While we never really set out to be a woman's company, we have realized that ECHOstore is indeed a woman's led and owned company, where almost 85 percent of our consumers are women, and where almost 90 percent of our supply base are women's group, most of them from rural communities. By creating the enabling environment for these women, households are helped, earning capacities are expanded, livelihood is created and sustainability can be reached.

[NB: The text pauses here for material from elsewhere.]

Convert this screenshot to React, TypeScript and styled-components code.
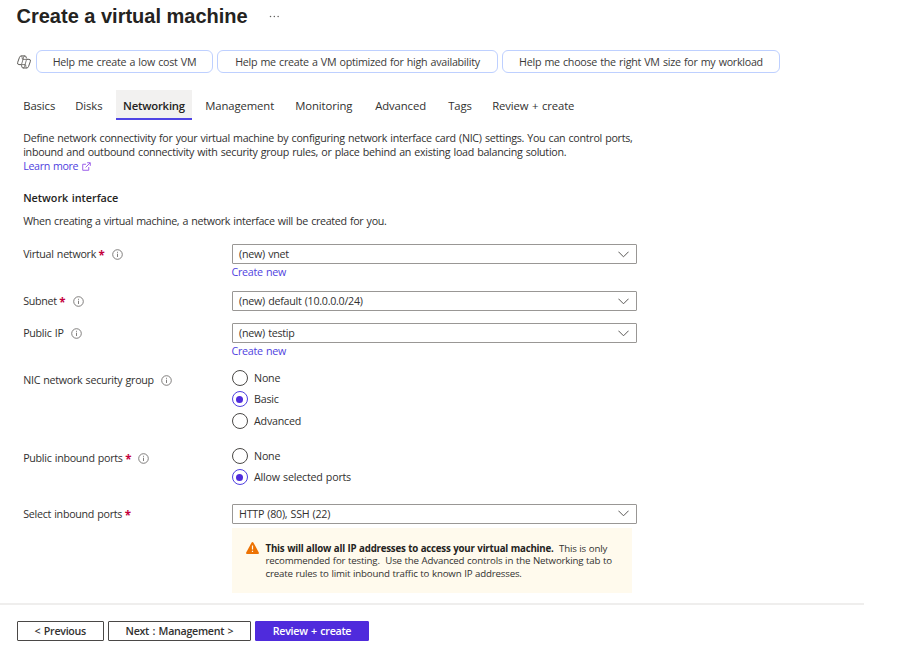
import React from 'react';
import styled, { createGlobalStyle } from 'styled-components';

const Global = createGlobalStyle`
  * { box-sizing: border-box; }
  body {
    margin: 0;
    background: #fff;
    color: #323130;
    font-family: "Open Sans", "Noto Sans", sans-serif;
    font-size: 10.7px;
    letter-spacing: -0.28px;
    word-spacing: 0.7px;
    overflow: hidden;
  }
`;

const Page = styled.div`
  width: 910px;
  height: 669px;
  display: flex;
  flex-direction: column;
`;

const Header = styled.header`
  display: flex;
  align-items: center;
  height: 32px;
  padding-left: 16.5px;
`;

const Title = styled.h1`
  margin: 0;
  width: 252.5px;
  font: bold 20px "Liberation Sans", Arial, sans-serif;
  letter-spacing: 0;
  word-spacing: 0;
  color: #242321;
`;

const Dots = styled.svg`
  display: block;
  fill: #605e5c;
`;

const Suggestions = styled.div`
  display: flex;
  align-items: center;
  gap: 4px;
  height: 23px;
  margin-top: 18px;
  padding-left: 17px;
`;

const CopilotIcon = styled.svg`
  display: block;
  margin-right: 1px;
  fill: none;
  stroke: #55534f;
  stroke-linejoin: round;
`;

const Chip = styled.button<{ $width: number }>`
  width: ${(p) => p.$width}px;
  height: 23px;
  padding: 0;
  border: 1px solid #bed0ff;
  border-radius: 6px;
  background: #fff;
  color: #3b3a39;
  font: inherit;
  letter-spacing: -0.26px;
  word-spacing: 0.7px;
  white-space: nowrap;
`;

const Tabs = styled.nav`
  display: grid;
  grid-template-columns: 52px 48px 82px 90px 80px 73px 44px 100px;
  height: 30px;
  margin: 17px 0 0 16px;
`;

const Tab = styled.a<{ $active?: boolean }>`
  justify-self: start;
  height: 30px;
  padding: 0 0 0 7.2px;
  line-height: 31px;
  font-size: 11.3px;
  letter-spacing: -0.1px;
  white-space: nowrap;
  ${(p) =>
    p.$active &&
    `width: 76px; padding-left: 7px; font-weight: 600; letter-spacing: -0.2px; color: #242321;
     background: #f2f1f0; border-bottom: 2px solid #4f44e4;`}
`;

const Content = styled.main`
  padding-left: 23.2px;
  height: 483px;
`;

const Intro = styled.p`
  margin: 11px 0 0;
  height: 43px;
  line-height: 14.2px;
  white-space: nowrap;
`;

const Link = styled.a`
  color: #4f3fe0;
`;

const LearnMore = styled(Link)`
  letter-spacing: -0.36px;
`;

const ExternalIcon = styled.svg`
  margin-left: 4px;
  vertical-align: -1px;
  fill: none;
  stroke: #9350e8;
`;

const Heading = styled.h2`
  margin: 15.5px 0 0;
  font-size: 10.8px;
  font-weight: 600;
  line-height: 16px;
  letter-spacing: -0.02px;
  color: #242321;
`;

const Note = styled.p`
  margin: 7.5px 0 0;
  height: 31px;
  line-height: 16px;
  letter-spacing: -0.31px;
`;

const Field = styled.section<{ $height: number }>`
  display: grid;
  grid-template-columns: 208.4px 405.4px;
  align-items: start;
  height: ${(p) => p.$height}px;
`;

const Label = styled.label`
  display: flex;
  align-items: center;
  height: 20px;
`;

const Required = styled.span`
  margin-left: 2.5px;
  padding-top: 3px;
  color: #c4003c;
  font-size: 11.5px;
  font-weight: 700;
  line-height: 17px;
`;

const InfoIcon = styled.svg`
  margin: 1px 0 0 7.3px;
  fill: none;
  stroke: #73716f;
`;

const Select = styled.div`
  display: flex;
  align-items: center;
  justify-content: space-between;
  height: 20px;
  padding: 0 6.5px;
  border: 1px solid #999795;
  border-radius: 1px;
  letter-spacing: -0.26px;
`;

const Chevron = styled.svg`
  display: block;
  fill: none;
  stroke: #5a5856;
`;

const CreateNew = styled(Link)`
  display: block;
  line-height: 16px;
`;

const Radios = styled.div`
  display: flex;
  flex-direction: column;
  gap: 5.8px;
`;

const RadioRow = styled.label`
  display: flex;
  align-items: center;
  gap: 6.5px;
  height: 16px;
  line-height: 14px;
  letter-spacing: -0.22px;
`;

const Circle = styled.span<{ $on?: boolean }>`
  display: grid;
  place-items: center;
  width: 16px;
  height: 16px;
  border: 1px solid ${(p) => (p.$on ? '#4f3fe0' : '#4a4846')};
  border-radius: 50%;

  &::after {
    content: '';
    width: 7px;
    height: 7px;
    border-radius: 50%;
    background: ${(p) => (p.$on ? '#4f2bdc' : 'transparent')};
  }
`;

const Warning = styled.div`
  display: flex;
  width: 400px;
  height: 65.5px;
  margin-top: 4px;
  padding: 14px 0 0 14px;
  gap: 7px;
  background: #fffaed;
  font-size: 9.7px;
  line-height: 12.7px;
  letter-spacing: -0.18px;
  word-spacing: 0.4px;
  white-space: pre;

  b {
    letter-spacing: -0.22px;
    color: #242321;
  }
`;

const WarningText = styled.div`
  padding-top: 1px;
`;

const Footer = styled.footer`
  display: flex;
  gap: 4px;
  width: 864px;
  padding: 16px 0 0 16.5px;
  border-top: 2px solid #efeeed;
`;

const Button = styled.button<{ $width: number; $primary?: boolean }>`
  width: ${(p) => p.$width}px;
  height: 20px;
  padding: 0 0 1px;
  border: 1px solid ${(p) => (p.$primary ? '#4f2bdc' : '#4a4846')};
  border-radius: 1px;
  background: ${(p) => (p.$primary ? '#4f2bdc' : '#fff')};
  color: ${(p) => (p.$primary ? '#fff' : '#323130')};
  font: inherit;
  font-weight: 600;
  letter-spacing: -0.3px;
  word-spacing: 1px;
  white-space: nowrap;
`;

const Info = () => (
  <InfoIcon width="11" height="11" viewBox="0 0 11 11">
    <circle cx="5.5" cy="5.5" r="4.8" strokeWidth="0.9" />
    <path d="M5.5 4.7V8M5.5 2.8v1" strokeWidth="0.9" />
  </InfoIcon>
);

const Dropdown = ({ value }: { value: string }) => (
  <Select>
    {value}
    <Chevron width="11" height="7" viewBox="0 0 11 7">
      <path d="M.4.7 5.5 5.8 10.6.7" />
    </Chevron>
  </Select>
);

const Radio = ({ text, on }: { text: string; on?: boolean }) => (
  <RadioRow>
    <Circle $on={on} />
    {text}
  </RadioRow>
);

const tabs = ['Basics', 'Disks', 'Networking', 'Management', 'Monitoring', 'Advanced', 'Tags', 'Review + create'];

export default function App() {
  return (
    <Page>
      <Global />
      <Header>
        <Title>Create a virtual machine</Title>
        <Dots width="11" height="3" viewBox="0 0 11 3">
          <circle cx="1.5" cy="1.5" r=".75" />
          <circle cx="5.3" cy="1.5" r=".75" />
          <circle cx="9.1" cy="1.5" r=".75" />
        </Dots>
      </Header>
      <Suggestions>
        <CopilotIcon width="14" height="14" viewBox="0 0 14 14">
          <path d="M4.3.9h3.6q1 0 1.2 1.100l.3 1.400M4.300.9Q3 .9 2.500 2.300L.7 7.300Q.1 9.600 1.900 9.600h2M9.700 13H6.100q-1 0-1.200-1.100l-.4-1.700M9.700 13q1.300 0 1.800-1.400l1.800-5q.6-2.300-1.200-2.300h-2" strokeWidth=".95" />
          <path d="M7.900.9Q7 .9 6.600 2.200L4.900 8.300Q4.500 9.600 3.500 9.600M6.100 13q1 0 1.400-1.300l1.700-6.100q.4-1.300 1.400-1.300M5.800 4.400h4.300M3.900 9.600h4.200M4.300 1q.8.200.8 1.300l.3 2M9.700 12.900q-.8-.2-.8-1.300l-.3-2" strokeWidth=".75" />
        </CopilotIcon>
        <Chip $width={177}>Help me create a low cost VM</Chip>
        <Chip $width={281}>Help me create a VM optimized for high availability</Chip>
        <Chip $width={278}>Help me choose the right VM size for my workload</Chip>
      </Suggestions>
      <Tabs>
        {tabs.map((t) => (
          <Tab key={t} $active={t === 'Networking'}>{t}</Tab>
        ))}
      </Tabs>
      <Content>
        <Intro>
          Define network connectivity for your virtual machine by configuring network interface card (NIC) settings. You can control ports,
          <br />
          inbound and outbound connectivity with security group rules, or place behind an existing load balancing solution.
          <br />
          <LearnMore>
            Learn more
            <ExternalIcon width="9" height="9" viewBox="0 0 10 10">
              <path d="M4.5 2.5H.8v6.700h6.700V5.500M4 6l5-5M5.700.8h3.500v3.500" />
            </ExternalIcon>
          </LearnMore>
        </Intro>
        <Heading>Network interface</Heading>
        <Note>When creating a virtual machine, a network interface will be created for you.</Note>
        <Field $height={47}>
          <Label>Virtual network<Required>*</Required><Info /></Label>
          <div>
            <Dropdown value="(new) vnet" />
            <CreateNew>Create new</CreateNew>
          </div>
        </Field>
        <Field $height={32}>
          <Label>Subnet<Required>*</Required><Info /></Label>
          <Dropdown value="(new) default (10.0.0.0/24)" />
        </Field>
        <Field $height={46.5}>
          <Label>Public IP<Info /></Label>
          <div>
            <Dropdown value="(new) testip" />
            <CreateNew>Create new</CreateNew>
          </div>
        </Field>
        <Field $height={78}>
          <Label>NIC network security group<Info /></Label>
          <Radios>
            <Radio text="None" />
            <Radio text="Basic" on />
            <Radio text="Advanced" />
          </Radios>
        </Field>
        <Field $height={56}>
          <Label>Public inbound ports<Required>*</Required><Info /></Label>
          <Radios>
            <Radio text="None" />
            <Radio text="Allow selected ports" on />
          </Radios>
        </Field>
        <Field $height={90}>
          <Label>Select inbound ports<Required>*</Required></Label>
          <div>
            <Dropdown value="HTTP (80), SSH (22)" />
            <Warning>
              <svg width="13" height="12" viewBox="0 0 13 12">
                <path d="M6.5 0Q7.100 0 7.500.7l5.300 9.800q.5 1.500-.8 1.500H1Q-.3 12 .2 10.500L5.500.7Q5.900 0 6.500 0Z" fill="#ed7203" />
                <path d="M6.5 3.5v4M6.500 8.700v1.300" stroke="#fffaed" strokeWidth="1.2" />
              </svg>
              <WarningText>
                <b>This will allow all IP addresses to access your virtual machine.</b>{'  This is only\n'}
                {'recommended for testing.  Use the Advanced controls in the Networking tab to\n'}
                {'create rules to limit inbound traffic to known IP addresses.'}
              </WarningText>
            </Warning>
          </div>
        </Field>
      </Content>
      <Footer>
        <Button $width={87.5}>&lt; Previous</Button>
        <Button $width={143}>Next : Management &gt;</Button>
        <Button $width={114} $primary>Review + create</Button>
      </Footer>
    </Page>
  );
}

Sometimes, there are moments when, blessings and graces of wonderful ideas come and root, and are born. And we who are recipients are mindful of the gift, the responsibility even to make the seed grow and flourish. We often tell people, we want everyone to follow our concept, echo it over and over again. We are all consumers and have to purchase products and goods anyway --then why not buy a double gift where you get something you need and at the same time help a community. And we would look to the communities and ask them whether their own processes are sustainable for the environment too. Wouldn't it be a great high to see such stores carry the best of the Filipino artisan pieces, or carry the spirit of care and nurturing for the planet, become as common as a convenient shop in every corner? Where organic brown, violet and red rice by farmers from the mountain communities are sold, where organic virgin coconut oil, coco sap and muscovado sugar are plentiful to help customers have a choice, where recycled items are beautiful and functional once more, and poor marginalized people have steadier sources of income because of fair trade? Now wouldn't that vision of an ECHOstore in every corner be a goal to go after?